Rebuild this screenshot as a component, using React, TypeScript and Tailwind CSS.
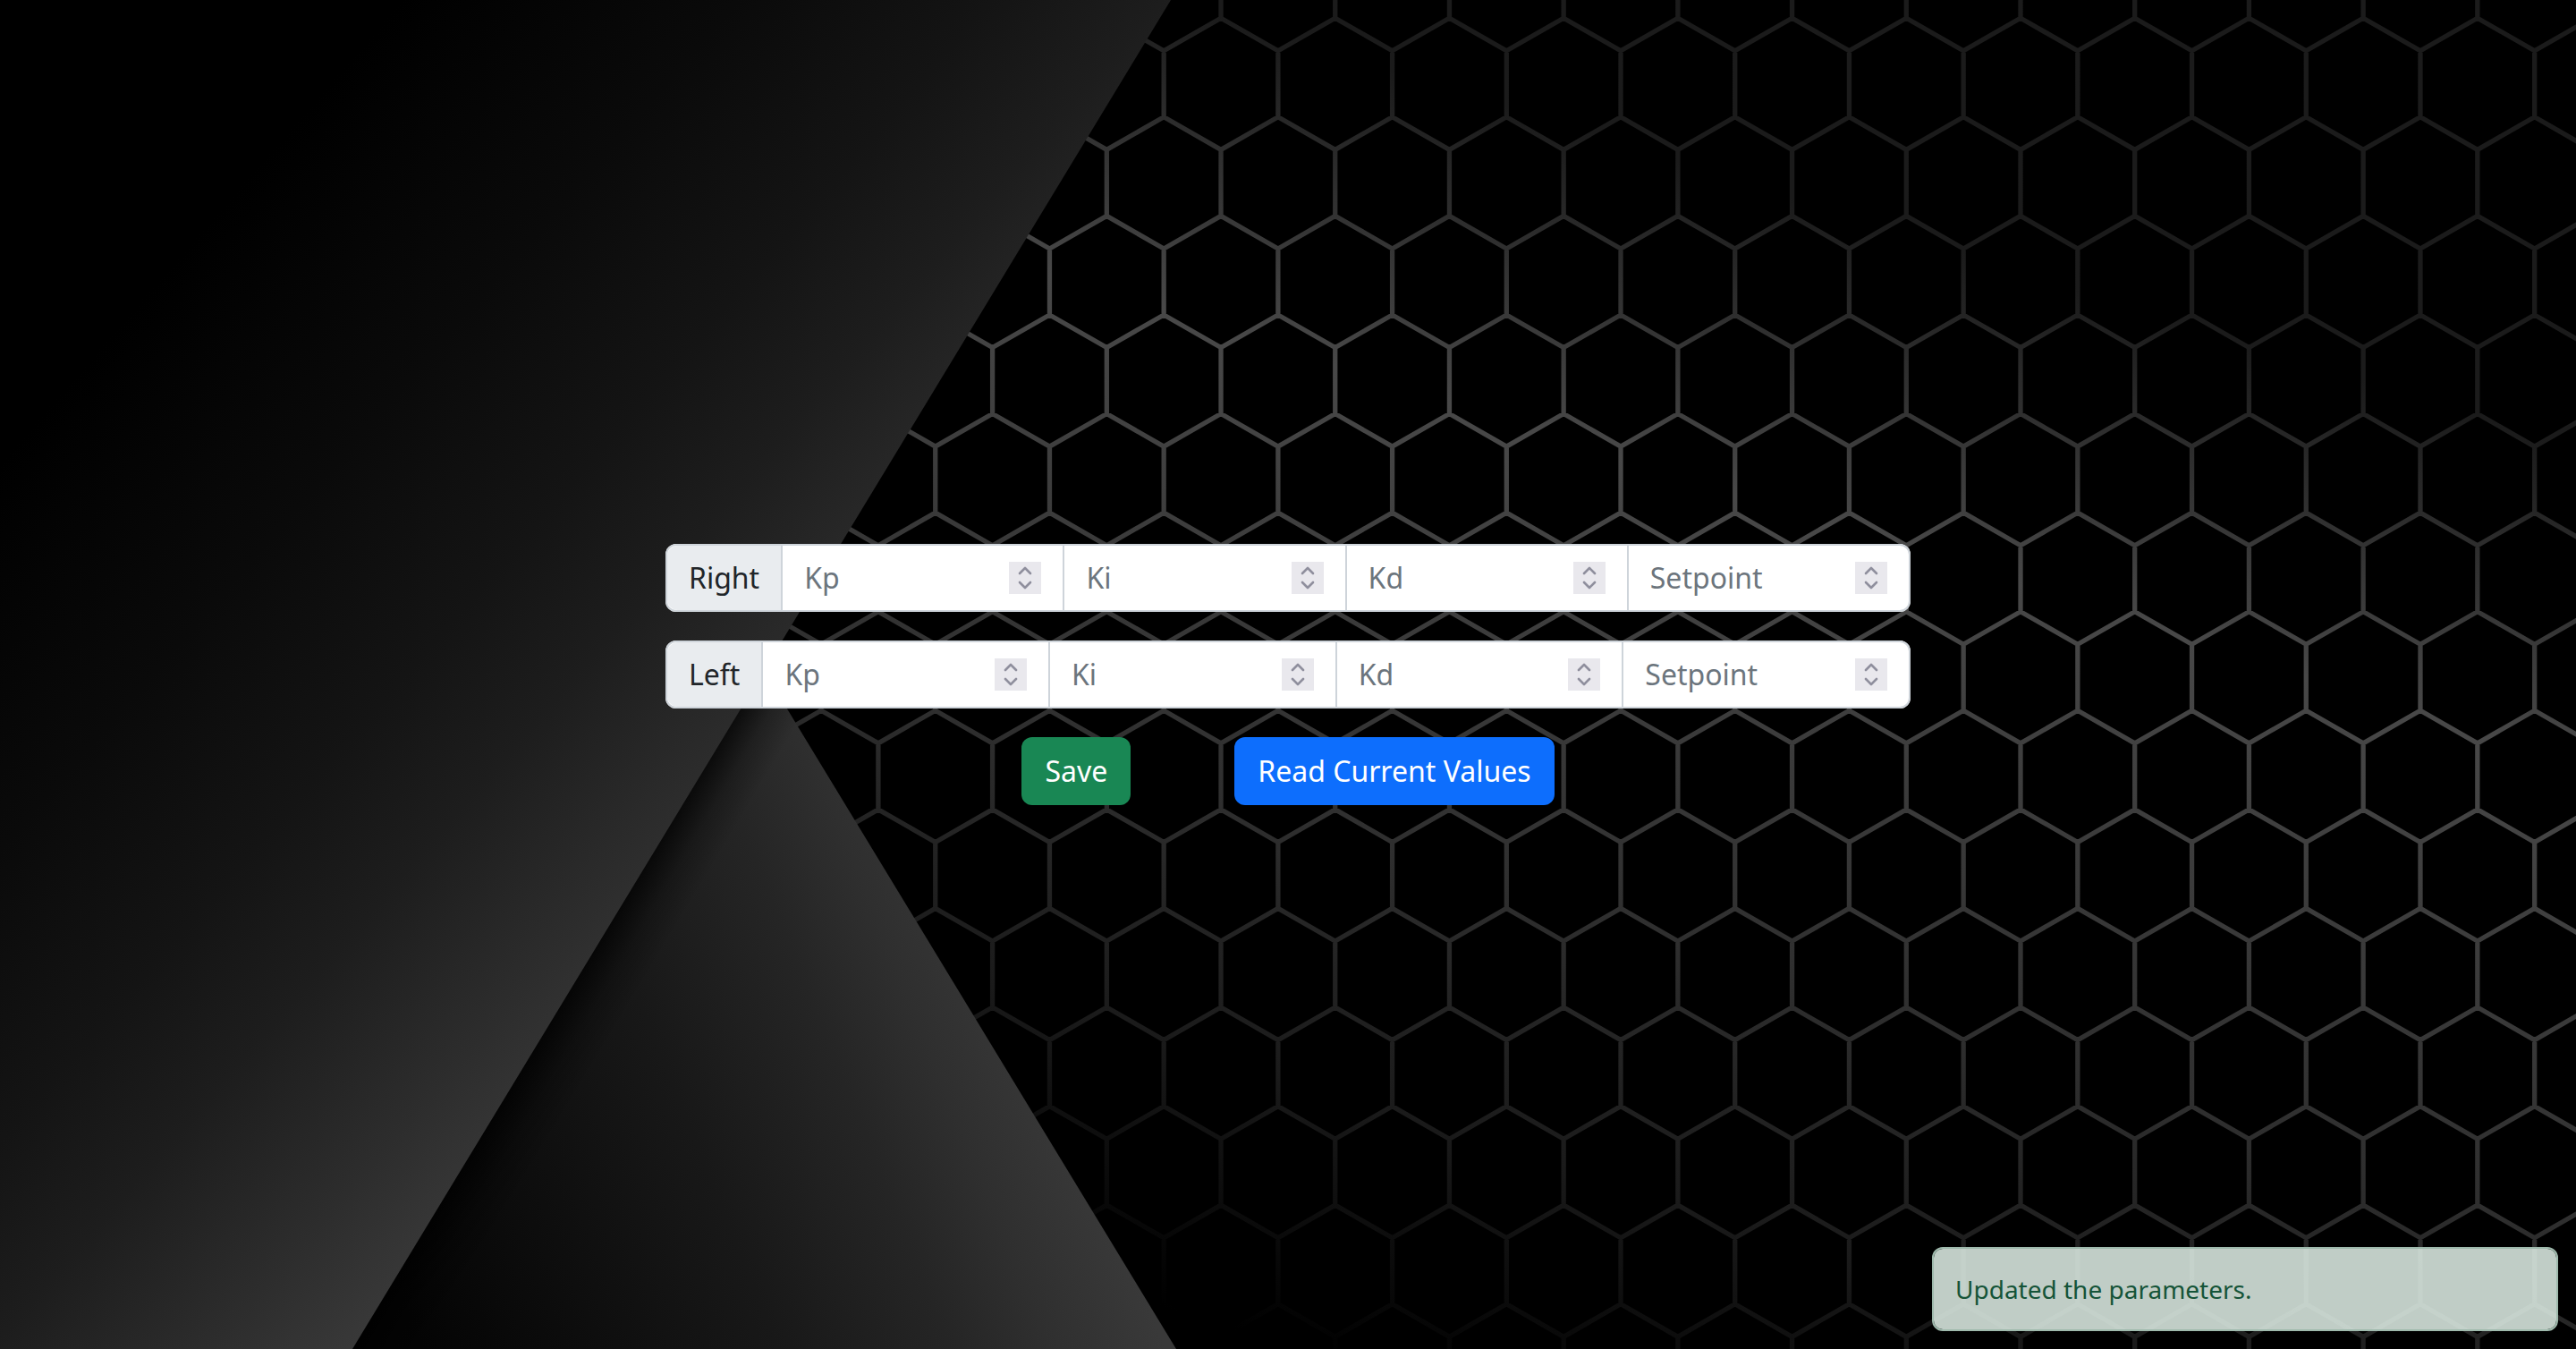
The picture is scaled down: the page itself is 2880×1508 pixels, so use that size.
import React, { useId } from "react";

type Stop = [number, string];

const wedgeStops: Stop[] = [
  [0, "#000000"],
  [0.3, "#0a0a0a"],
  [0.527, "#141414"],
  [0.68, "#1d1d1d"],
  [0.877, "#2d2d2d"],
  [1, "#383838"],
];

const lowStops: Stop[] = [
  [0, "#040404"],
  [0.478, "#181818"],
  [0.71, "#252525"],
  [0.843, "#2f2f2f"],
  [1, "#393939"],
];

const lineStops: Stop[] = [
  [0, "#1b1b1b"],
  [0.24, "#484848"],
  [0.594, "#2f2f2f"],
  [0.7, "#232323"],
  [0.79, "#1b1b1b"],
  [0.877, "#0f0f0f"],
  [1, "#000000"],
];

const CELL = 127.71;
const ROW = 110.58;
const SLANT = 36.6;

/** Zigzag rows joined by vertical walls, alternate rows shifted by half a cell. */
function honeycomb() {
  let d = "";
  for (let row = -1; row < 14; row++) {
    const top = 20.2 + row * ROW;
    const shift = row % 2 === 0 ? 0 : CELL / 2;
    const start = 407.2 + shift;
    d += `M${start} ${top + SLANT}`;
    for (let col = 0; col < 20; col++) {
      const x = start + col * CELL;
      d += `L${x + CELL / 2} ${top}L${x + CELL} ${top + SLANT}`;
    }
    for (let col = 0; col < 20; col++) {
      const x = start + col * CELL;
      d += `M${x} ${top + SLANT}V${top + ROW}`;
    }
  }
  return d;
}

const comb = honeycomb();

function Stops({ stops }: { stops: Stop[] }) {
  return (
    <>
      {stops.map(([offset, color]) => (
        <stop key={offset} offset={offset} stopColor={color} />
      ))}
    </>
  );
}

function Backdrop() {
  const id = useId();
  const ref = (name: string) => `url(#${id}${name})`;
  return (
    <svg
      aria-hidden="true"
      viewBox="0 0 2880 1508"
      preserveAspectRatio="xMidYMid slice"
      className="absolute inset-0 h-full w-full"
    >
      <defs>
        <linearGradient id={`${id}line`} gradientUnits="userSpaceOnUse" x1="1900" y1="188" x2="1475" y2="1517">
          <Stops stops={lineStops} />
        </linearGradient>
        <linearGradient id={`${id}wedge`} gradientUnits="userSpaceOnUse" x1="256" y1="223" x2="968" y2="842">
          <Stops stops={wedgeStops} />
        </linearGradient>
        <linearGradient id={`${id}low`} gradientUnits="userSpaceOnUse" x1="470" y1="1500" x2="1186" y2="1214">
          <Stops stops={lowStops} />
        </linearGradient>
        <linearGradient id={`${id}shade`} gradientUnits="userSpaceOnUse" x1="611" y1="1150" x2="668" y2="1184">
          <stop offset="0" stopColor="#000" stopOpacity="0.75" />
          <stop offset="0.5" stopColor="#000" stopOpacity="0.25" />
          <stop offset="1" stopColor="#000" stopOpacity="0" />
        </linearGradient>
      </defs>
      <rect width="2880" height="1508" fill="#000" />
      <path d={comb} fill="none" stroke={ref("line")} strokeWidth="5.3" />
      <path d="M836 720 1315 1508H394Z" fill={ref("low")} />
      <path d="M836 720 1315 1508H394Z" fill={ref("shade")} />
      <path d="M0 0H1309L394 1508H0Z" fill={ref("wedge")} />
    </svg>
  );
}

function Spinner() {
  return (
    <span className="flex h-9 w-9 shrink-0 items-center justify-center bg-[#e9e8ed]">
      <svg aria-hidden="true" viewBox="0 0 36 36" className="h-9 w-9 text-[#8f8f9d]">
        <path
          d="m12 13 6-6 6 6M12 23l6 6 6-6"
          fill="none"
          stroke="currentColor"
          strokeWidth="2.6"
          strokeLinecap="round"
          strokeLinejoin="round"
        />
      </svg>
    </span>
  );
}

const fields = ["Kp", "Ki", "Kd", "Setpoint"];

function GainRow({ side }: { side: string }) {
  return (
    <fieldset
      aria-label={side}
      className="flex h-19 overflow-hidden rounded-xl border-2 border-[#ced4da] bg-white text-[32px] leading-[48px]"
    >
      <span className="flex shrink-0 items-center bg-[#e9ecef] px-6 text-[#212529]">{side}</span>
      {fields.map((name) => (
        <label key={name} className="flex min-w-0 flex-1 items-center border-l-2 border-[#ced4da] px-6">
          <input
            type="text"
            inputMode="decimal"
            aria-label={`${side} ${name}`}
            placeholder={name}
            className="w-full min-w-0 flex-1 bg-transparent text-[#212529] outline-none placeholder:text-[#6c757d]"
          />
          <Spinner />
        </label>
      ))}
    </fieldset>
  );
}

export default function App() {
  return (
    <main className="relative flex h-screen flex-col items-center justify-center overflow-hidden bg-black font-['Noto_Sans',sans-serif]">
      <Backdrop />
      <form className="relative flex w-full max-w-[1392px] flex-col gap-8" onSubmit={(e) => e.preventDefault()}>
        <GainRow side="Right" />
        <GainRow side="Left" />
        <div className="flex justify-center gap-29 text-[32px] leading-[48px] text-white">
          <button type="submit" className="h-19 rounded-xl bg-[#198754] px-6.5">
            Save
          </button>
          <button type="button" className="h-19 rounded-xl bg-[#0d6efd] px-6.5">
            Read Current Values
          </button>
        </div>
      </form>
      <div
        role="alert"
        className="absolute right-5 bottom-5 w-[700px] rounded-xl border-2 border-[#9fbaad] bg-[#e2f1e9]/85 bg-clip-padding px-6 py-6 text-[28px] leading-[42px] text-[#155438]"
      >
        Updated the parameters.
      </div>
    </main>
  );
}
■ ■ ■
Leave the pictures out and please restate exactly the lines running from the start of the material through the one with "type Stop = [number, string];".

Rebuild this screenshot as a component, using React, TypeScript and Tailwind CSS.
The picture is scaled down: the page itself is 2880×1508 pixels, so use that size.
import React, { useId } from "react";

type Stop = [number, string];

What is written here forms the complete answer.